I define holding as storing cooked product based on anticipated sales expectations for a given period of time. The product transferring process, in contrast, makes specific ingredients ready just in time for use. In the first one, you can say that you are parking products, waiting for use, while the latter is more like going through a toll where there may be a small stop but not an extended stay.

To develop an accurate product transferring system, one that properly supports customer service and menu innovation, it is important to weigh many operational factors, including:

  • Cooking time
  • Assembly times
  • Product mix
  • Product quality (degradation after cooked)
  • Risk of product shortages
  • Cost of wasting the product
  • Sales forecast

One tried and true way to optimally develop a product transfer system is to apply some of the industrial engineering-based analytical techniques, including those that are founded on "lean production" and just-in-time delivery. Following this process can help restaurant concepts refrain from negatively affecting service or labor while implementing menu innovation.

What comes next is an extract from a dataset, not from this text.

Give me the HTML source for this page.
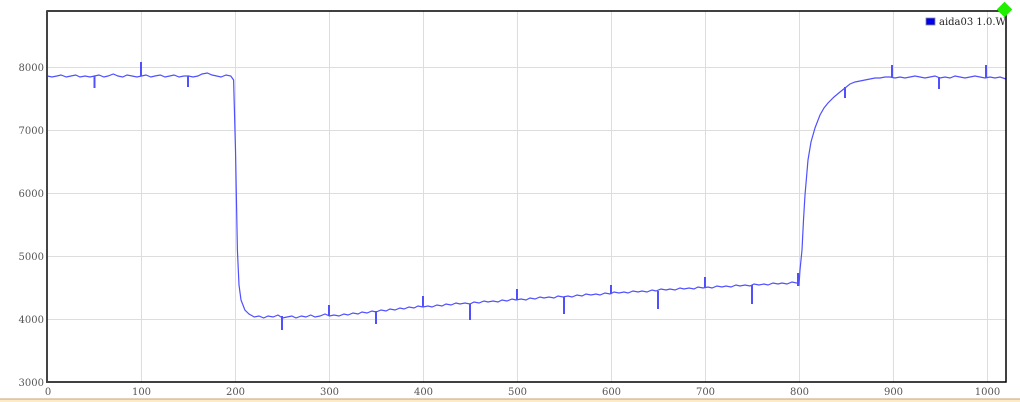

Some concepts get very concerned with pre-cooking, due to the affect it can have on the marketing promise and the product quality. "We don't start cooking until you order it" may be an operational procedure in place to drive perceived and real product quality. Think about it, though, freshness comes from being able to finish the product just-in-time, after the customer has ordered it. Freshness has less to do with when a restaurant starts the cooking process.

Fresh off the grill/fryer/steamer, or other pieces of equipment, focuses on when the item finishes the cooking process in relation to when the customer ordered it. Think about this. An extension of this principle is rooted in the sous vide cooking process and principles, where the product is almost completely cooked in a vacuum sealed package for long periods of time, and finished or just-served when it is ordered, maintaining fully the quality of the product. Some chefs will argue that this process will deliver a better and more consistent quality, a concept that I fully buy into.

To facilitate "fresh-off-the-grill" product, develop an analytical methodology that allows the culinary staff to start the process before the customer actually orders and has the menu item exiting the cooking cycle "just-in-time" for order fulfillment. Following this process can provide much faster service, saving part of the cooking time, while maintaining quality. This principle applies to all menu and service categories (e.g. quick serve, fast casual, casual dine/full serve).

Most consumer research studies show that "post order times" are just as critical as pre order ones; perhaps even more so when it comes to the perceived experience with the customers, since it happens after they have ordered. While looking at a line in a restaurant, customers can usually predict when they will experience a delay. But wait times after ordering are difficult to predict by customers and often very frustrating. Here is an exercise for you. Wait one minute in three different places and compare this experience to waiting three minutes in the same place. Same total time, but a completely different experience for the customer. The latter is usually much more frustrating.

So what can restaurants do? First restaurants should become more analytical in the way they run their production systems, starting with an objective understanding of where the delays happen, and developing product cooking and transfer systems to minimize post order delays. With this information in hand, restaurants can then leverage the appropriate operating parameter to deliver better customer service and product quality while implementing menu innovation that can help sales growth. We call this "efficient menu innovation"!

Equipment and technology applications play a significant role in enabling the latter goal. A perfect example of how technology can drive menu innovation in a very significant way is the McCafe program. This initiative basically created a new business for McDonalds.